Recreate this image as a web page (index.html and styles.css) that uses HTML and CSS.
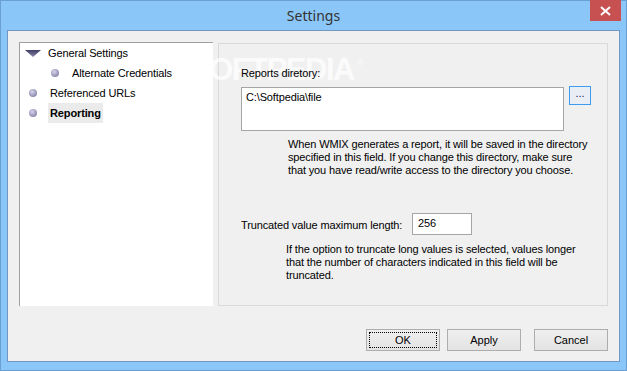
FILE: index.html
```html
<!DOCTYPE html>
<html lang="en">
<head>
    <meta charset="UTF-8">
    <title>Settings</title>
    <link rel="stylesheet" href="styles.css">
</head>
<body>
    <div class="window">
        <div class="titlebar">
            <span></span>
            <span class="title">Settings</span>
            <button class="close" aria-label="Close">
                <svg width="11" height="10" viewBox="0 0 11 10"><path d="M1 1 L10 9 M10 1 L1 9" stroke="#fff" stroke-width="2"/></svg>
            </button>
        </div>
        <div class="client">
            <div class="main">
                <ul class="tree">
                    <li class="node">
                        <svg class="arrow" width="16" height="7" viewBox="0 0 16 7">
                            <defs><linearGradient id="ag" x1="0" y1="0" x2="0" y2="1"><stop offset="0" stop-color="#3f3d63"/><stop offset="1" stop-color="#8886a8"/></linearGradient></defs>
                            <polygon points="0,0 16,0 8,7" fill="url(#ag)"/>
                        </svg>
                        <span class="label">General Settings</span>
                    </li>
                    <li class="node child">
                        <span class="dot"></span>
                        <span class="label">Alternate Credentials</span>
                    </li>
                    <li class="node">
                        <span class="dot"></span>
                        <span class="label">Referenced URLs</span>
                    </li>
                    <li class="node">
                        <span class="dot"></span>
                        <span class="label selected">Reporting</span>
                    </li>
                </ul>
                <div class="panel">
                    <div class="field-label">Reports diretory:</div>
                    <div class="dir-row">
                        <div class="textbox">C:\Softpedia\file</div>
                        <button class="browse">...</button>
                    </div>
                    <p class="hint">When WMIX generates a report, it will be saved in the directory<br>specified in this field. If you change this directory, make sure<br>that you have read/write access to the directory you choose.</p>
                    <div class="len-row">
                        <span class="len-label">Truncated value maximum length:</span>
                        <div class="numbox">256</div>
                    </div>
                    <p class="hint hint-2">If the option to truncate long values is selected, values longer<br>that the number of characters indicated in this field will be<br>truncated.</p>
                </div>
            </div>
            <div class="actions">
                <button class="btn focused">OK</button>
                <button class="btn apply">Apply</button>
                <button class="btn cancel">Cancel</button>
            </div>
        </div>
        <div class="watermark">SOFTPEDIA<sup>®</sup></div>
    </div>
</body>
</html>
```

FILE: styles.css
```css
body {
    margin: 0;
    font-family: "Liberation Sans", Arial, sans-serif;
    font-size: 11px;
    letter-spacing: -0.13px;
    color: #000;
}
.window {
    position: relative;
    width: 627px;
    height: 371px;
    box-sizing: border-box;
    background: #8bc6f8;
    border: 1px solid #6a9fd3;
    padding: 0 6px 8px 6px;
    display: flex;
    flex-direction: column;
}
.titlebar {
    height: 29px;
    display: grid;
    grid-template-columns: 1fr auto 1fr;
    align-items: start;
}
.title {
    font-family: "Noto Sans", "Open Sans", sans-serif;
    font-size: 14px;
    letter-spacing: 0;
    color: #333;
    line-height: 29px;
}
.close {
    justify-self: end;
    margin-top: -1px;
    margin-right: -1px;
    width: 31px;
    height: 21px;
    border: none;
    padding: 0;
    background: #c75050;
    display: flex;
    align-items: center;
    justify-content: center;
}
.client {
    flex: 1;
    background: #f0f0f0;
    border: 1px solid #7198c2;
    padding: 11px 11px 0 11px;
    display: flex;
    flex-direction: column;
}
.main {
    display: flex;
    gap: 5px;
    height: 264px;
}
.tree {
    width: 194px;
    margin: 0;
    padding: 0 0 0 5px;
    list-style: none;
    background: #fff;
    border-left: 1px solid #a0a0a0;
    border-top: 1px solid #a0a0a0;
    box-sizing: border-box;
}
.node {
    height: 20px;
    display: flex;
    align-items: center;
}
.node.child {
    padding-left: 22px;
}
.arrow {
    margin-right: 7px;
}
.dot {
    width: 8px;
    height: 8px;
    border-radius: 50%;
    background: radial-gradient(circle at 40% 35%, #d6d4ea 0%, #9d9bbd 55%, #6f6d92 100%);
    margin: 0 13px 0 4px;
}
.label {
    padding: 0 2px;
    line-height: 20px;
}
.node .arrow + .label,
.node .dot + .label {
    margin-left: -2px;
}
.selected {
    font-weight: bold;
    background: #ebebeb;
}
.panel {
    flex: 1;
    margin-top: 1px;
    height: 263px;
    box-sizing: border-box;
    border: 1px solid #d9d9d9;
    padding: 0 0 0 22px;
}
.field-label {
    position: relative;
    z-index: 1;
    margin-top: 23px;
    line-height: 13px;
}
.dir-row {
    display: flex;
    align-items: flex-start;
    gap: 5px;
    margin-top: 7px;
}
.textbox {
    width: 323px;
    height: 44px;
    box-sizing: border-box;
    border: 1px solid #a5a5a5;
    background: #fff;
    padding: 3px 4px;
    line-height: 13px;
}
.browse {
    width: 22px;
    height: 19px;
    margin-top: -1px;
    padding: 0 0 4px 0;
    border: 1px solid #3d9bf2;
    background: #e8eef4;
    font-family: "Liberation Sans", Arial, sans-serif;
    font-size: 11px;
    line-height: 13px;
    color: #1a1a60;
}
.hint {
    margin: 7px 0 0 47px;
    line-height: 13px;
}
.hint-2 {
    margin: 8px 0 0 45px;
}
.len-row {
    display: flex;
    align-items: center;
    margin-top: 36px;
}
.len-label {
    width: 171px;
    line-height: 13px;
    padding-top: 2px;
}
.numbox {
    width: 60px;
    height: 22px;
    box-sizing: border-box;
    border: 1px solid #a5a5a5;
    background: #fff;
    padding: 3px 5px;
    line-height: 13px;
}
.actions {
    display: flex;
    justify-content: flex-end;
    margin-top: 23px;
}
.btn {
    width: 74px;
    height: 22px;
    border: 1px solid #adadad;
    background: linear-gradient(#efefef, #e3e3e3);
    font-family: "Liberation Sans", Arial, sans-serif;
    font-size: 11px;
    color: #000;
    padding: 0;
}
.btn.focused {
    outline: 1px dotted #000;
    outline-offset: -4px;
}
.apply {
    margin-left: 7px;
}
.cancel {
    margin-left: 13px;
}
.watermark {
    position: absolute;
    left: 189px;
    top: 53px;
    font-family: "Liberation Sans", Arial, sans-serif;
    font-weight: bold;
    font-size: 31px;
    letter-spacing: -1.5px;
    line-height: 1;
    color: rgba(255, 255, 255, 0.75);
    pointer-events: none;
}
.watermark sup {
    font-size: 9px;
    font-weight: normal;
    vertical-align: 14px;
    margin-left: 3px;
}
```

============================================================

Work to do. Every line in the data that holds "index" should be copied out.

Answer to the task.
Recreate this image as a web page (index.html and styles.css) that uses HTML and CSS.
FILE: index.html
    z-index: 1;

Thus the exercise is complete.